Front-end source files
• • • • • • •

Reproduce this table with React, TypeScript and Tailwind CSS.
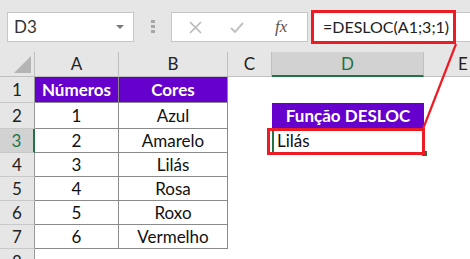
import { Fragment } from "react";

const table = [
  { a: "Números", b: "Cores", d: "", head: true },
  { a: "1", b: "Azul", d: "Função DESLOC" },
  { a: "2", b: "Amarelo", d: "Lilás" },
  { a: "3", b: "Lilás", d: "" },
  { a: "4", b: "Rosa", d: "" },
  { a: "5", b: "Roxo", d: "" },
  { a: "6", b: "Vermelho", d: "" },
];

export default function App() {
  return (
    <div className="relative h-[259px] w-[470px] overflow-hidden bg-white text-[#222] font-['Lato',sans-serif]">
      {/* formula bar */}
      <div className="flex h-[52px] items-start bg-[#e6e6e6] pl-[7px] pt-[12px]">
        <div className="flex h-[30px] w-[127px] items-center justify-between border border-[#c6c6c6] bg-white pl-[6px] pr-[9px]">
          <span className="text-[17px] text-[#333]">D3</span>
          <span className="h-0 w-0 border-x-[4px] border-t-[4px] border-x-transparent border-t-[#777]" />
        </div>
        <div className="ml-[17px] mt-[8px] flex flex-col gap-[2px]">
          <span className="h-[3px] w-[4px] bg-[#a6a6a6]" />
          <span className="h-[3px] w-[4px] bg-[#a6a6a6]" />
          <span className="h-[3px] w-[4px] bg-[#a6a6a6]" />
        </div>
        <div className="ml-[16px] flex h-[30px] w-[137px] items-center border border-[#c6c6c6] bg-white pl-[17px]">
          <svg width="13" height="13" viewBox="0 0 13 13" className="shrink-0">
            <path d="M1 1L12 12M12 1L1 12" stroke="#b8b8b8" strokeWidth="1.6" />
          </svg>
          <svg width="14" height="11" viewBox="0 0 14 11" className="ml-[28px] shrink-0">
            <path d="M1 6L5 10L13 1" stroke="#c2c2c2" strokeWidth="2" fill="none" />
          </svg>
          <span className="ml-[31px] text-[17px] italic text-[#555] font-['Liberation_Serif',serif]">fx</span>
        </div>
        <div className="relative ml-[3px] h-[30px] flex-1 border-y border-l border-[#c6c6c6] bg-white">
          <div className="absolute left-[-1px] top-[-3px] flex h-[34px] w-[145px] items-center border-[3px] border-[#ed1c24] pl-[9px] text-[16px] text-[#222]">
            =DESLOC(A1;3;1)
          </div>
        </div>
      </div>

      {/* sheet */}
      <div className="grid grid-cols-[35px_84px_109px_44px_152px_46px] grid-rows-[25px_26px_26px_24px_24px_24px_24px_24px_10px] text-[17px]">
        {/* column headers */}
        <div className="flex items-end justify-end border-b border-r border-[#bfbfbf] bg-[#e6e6e6] pb-[3px] pr-[3px]">
          <span className="h-0 w-0 border-b-[17px] border-l-[17px] border-b-[#b4b4b4] border-l-transparent" />
        </div>
        {["A", "B", "C"].map((c) => (
          <div key={c} className="flex items-center justify-center border-b border-r border-[#bfbfbf] bg-[#e6e6e6] text-[#222]">
            {c}
          </div>
        ))}
        <div className="flex items-center justify-center border-b-2 border-r border-b-[#217346] border-r-[#bfbfbf] bg-[#d2d2d2] text-[#217346]">
          D
        </div>
        <div className="flex items-center justify-start border-b border-[#bfbfbf] bg-[#e6e6e6] pl-[34px] text-[#222]">
          E
        </div>

        {table.map((r, i) => (
          <Fragment key={i}>
            <div
              className={
                i === 2
                  ? "flex items-center justify-center border-b border-r-2 border-b-[#c8c8c8] border-r-[#217346] bg-[#d2d2d2] text-[#217346]"
                  : "flex items-center justify-center border-b border-r border-b-[#c8c8c8] border-r-[#9a9a9a] bg-[#e6e6e6] text-[#222]"
              }
            >
              {i + 1}
            </div>
            <div
              className={
                r.head
                  ? "flex items-center justify-center border-b border-r border-[#8a8a8a] bg-[#6600cc] font-bold text-white"
                  : "flex items-center justify-center border-b border-r border-[#8a8a8a] text-[#111]"
              }
            >
              {r.a}
            </div>
            <div
              className={
                r.head
                  ? "flex items-center justify-center border-b border-r border-[#8a8a8a] bg-[#6600cc] font-bold text-white"
                  : "flex items-center justify-center border-b border-r border-[#8a8a8a] text-[#111]"
              }
            >
              {r.b}
            </div>
            <div />
            {i === 1 ? (
              <div className="flex items-center justify-center bg-[#6600cc] font-bold text-white">{r.d}</div>
            ) : i === 2 ? (
              <div className="relative flex items-center border-l-2 border-[#217346] pl-[3px] text-[#111]">
                {r.d}
                <span className="absolute bottom-[-3px] right-[-3px] h-[5px] w-[5px] bg-[#217346]" />
                <span className="absolute bottom-[-2px] left-[-7px] right-[-1px] top-[-1px] border-[3px] border-[#ed1c24]" />
              </div>
            ) : (
              <div />
            )}
            <div />
          </Fragment>
        ))}

        <div className="flex items-start justify-center border-r border-r-[#9a9a9a] bg-[#e6e6e6] text-[#222]">8</div>
        <div />
        <div />
        <div />
        <div />
        <div />
      </div>

      {/* arrow line */}
      <svg className="pointer-events-none absolute left-0 top-0" width="470" height="259">
        <line x1="456" y1="44" x2="423" y2="129" stroke="#ed1c24" strokeWidth="2.2" />
      </svg>
    </div>
  );
}
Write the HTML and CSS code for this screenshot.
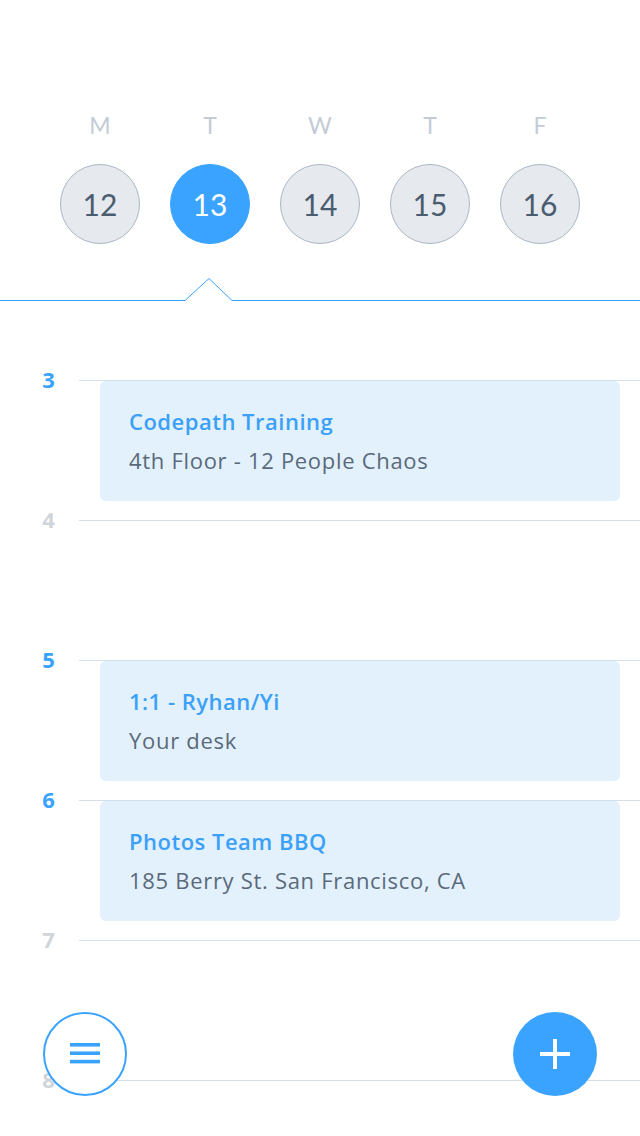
FILE: index.html
```html
<!DOCTYPE html>
<html>
<head>
<meta charset="utf-8">
<link rel="stylesheet" href="styles.css">
</head>
<body>
<div class="page">
  <header class="week">
    <div class="day"><span class="letter">M</span><span class="date">12</span></div>
    <div class="day"><span class="letter">T</span><span class="date selected">13</span></div>
    <div class="day"><span class="letter">W</span><span class="date">14</span></div>
    <div class="day"><span class="letter">T</span><span class="date">15</span></div>
    <div class="day"><span class="letter">F</span><span class="date">16</span></div>
  </header>
  <svg class="divider" width="640" height="25" viewBox="0 277 640 25">
    <path d="M0 300.5 H185 L209 278.5 L232 300.5 H640" fill="none" stroke="#3aa3ff" stroke-width="1"/>
  </svg>
  <main class="timeline">
    <div class="hour">
      <span class="label active">3</span>
      <div class="slot">
        <div class="event">
          <div class="title">Codepath Training</div>
          <div class="sub">4th Floor - 12 People Chaos</div>
        </div>
      </div>
    </div>
    <div class="hour">
      <span class="label">4</span>
      <div class="slot"></div>
    </div>
    <div class="hour">
      <span class="label active">5</span>
      <div class="slot">
        <div class="event">
          <div class="title">1:1 - Ryhan/Yi</div>
          <div class="sub">Your desk</div>
        </div>
      </div>
    </div>
    <div class="hour">
      <span class="label active">6</span>
      <div class="slot">
        <div class="event">
          <div class="title">Photos Team BBQ</div>
          <div class="sub">185 Berry St. San Francisco, CA</div>
        </div>
      </div>
    </div>
    <div class="hour">
      <span class="label">7</span>
      <div class="slot"></div>
    </div>
    <div class="hour">
      <span class="label">8</span>
      <div class="slot"></div>
    </div>
  </main>
  <button class="fab fab-menu" aria-label="Menu">
    <svg width="30" height="22" viewBox="0 0 30 22"><rect x="0" y="0" width="30" height="3.6" fill="#3aa3ff"/><rect x="0" y="8.4" width="30" height="3.6" fill="#3aa3ff"/><rect x="0" y="16.8" width="30" height="3.6" fill="#3aa3ff"/></svg>
  </button>
  <button class="fab fab-add" aria-label="Add">
    <svg width="30" height="30" viewBox="0 0 30 30"><rect x="0" y="13" width="30" height="4" fill="#fff"/><rect x="13" y="0" width="4" height="30" fill="#fff"/></svg>
  </button>
</div>
</body>
</html>
```

FILE: styles.css
```css
html, body {
  margin: 0;
  padding: 0;
  background: #fff;
}
body {
  font-family: "Lato", "Open Sans", sans-serif;
}
.page {
  position: relative;
  width: 640px;
  height: 1136px;
  overflow: hidden;
}
.week {
  display: flex;
  padding: 112px 0 0 45px;
}
.day {
  width: 110px;
  display: flex;
  flex-direction: column;
  align-items: center;
}
.letter {
  font-size: 23px;
  line-height: 26px;
  color: #c3ccd6;
}
.date {
  margin-top: 26px;
  width: 80px;
  height: 80px;
  box-sizing: border-box;
  border-radius: 50%;
  border: 1px solid #a9b7c6;
  background: #e6e9ee;
  color: #4a5d70;
  font-size: 30px;
  display: flex;
  align-items: center;
  justify-content: center;
}
.date.selected {
  background: #3aa3ff;
  border-color: #3aa3ff;
  color: #fff;
}
.divider {
  display: block;
  margin-top: 33px;
}
.timeline {
  margin-top: 78px;
  font-family: "Open Sans", "Lato", sans-serif;
}
.hour {
  display: grid;
  grid-template-columns: 79px 1fr;
  height: 140px;
}
.label {
  margin-top: -13px;
  padding-left: 18px;
  text-align: center;
  font-size: 22px;
  line-height: 24px;
  font-weight: 700;
  color: #d0d5da;
  height: 24px;
}
.label.active {
  color: #3aa3ff;
}
.slot {
  border-top: 1px solid #d3dfea;
}
.event {
  margin: 0 20px 0 21px;
  height: 120px;
  box-sizing: border-box;
  border-radius: 6px;
  background: #e3f1fd;
  padding: 25px 29px;
  display: flex;
  flex-direction: column;
  gap: 9px;
}
.title {
  font-size: 22px;
  line-height: 30px;
  font-weight: 600;
  letter-spacing: 0.5px;
  color: #3aa0f8;
}
.sub {
  font-size: 22px;
  line-height: 30px;
  letter-spacing: 0.7px;
  color: #5a6a7a;
}
.fab {
  position: absolute;
  top: 1012px;
  width: 84px;
  height: 84px;
  padding: 0;
  border-radius: 50%;
  display: flex;
  align-items: center;
  justify-content: center;
  box-sizing: border-box;
}
.fab-menu {
  left: 43px;
  background: #fff;
  border: 2px solid #3aa3ff;
}
.fab-add {
  left: 513px;
  background: #3aa3ff;
  border: none;
}
.fab svg {
  display: block;
}
```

• • • • • • •

## EXERCISE OBJECTIVE
Among the lines of the data above, count those holding "table" and state only the number.

## OUTPUT FOR THIS EXERCISE
3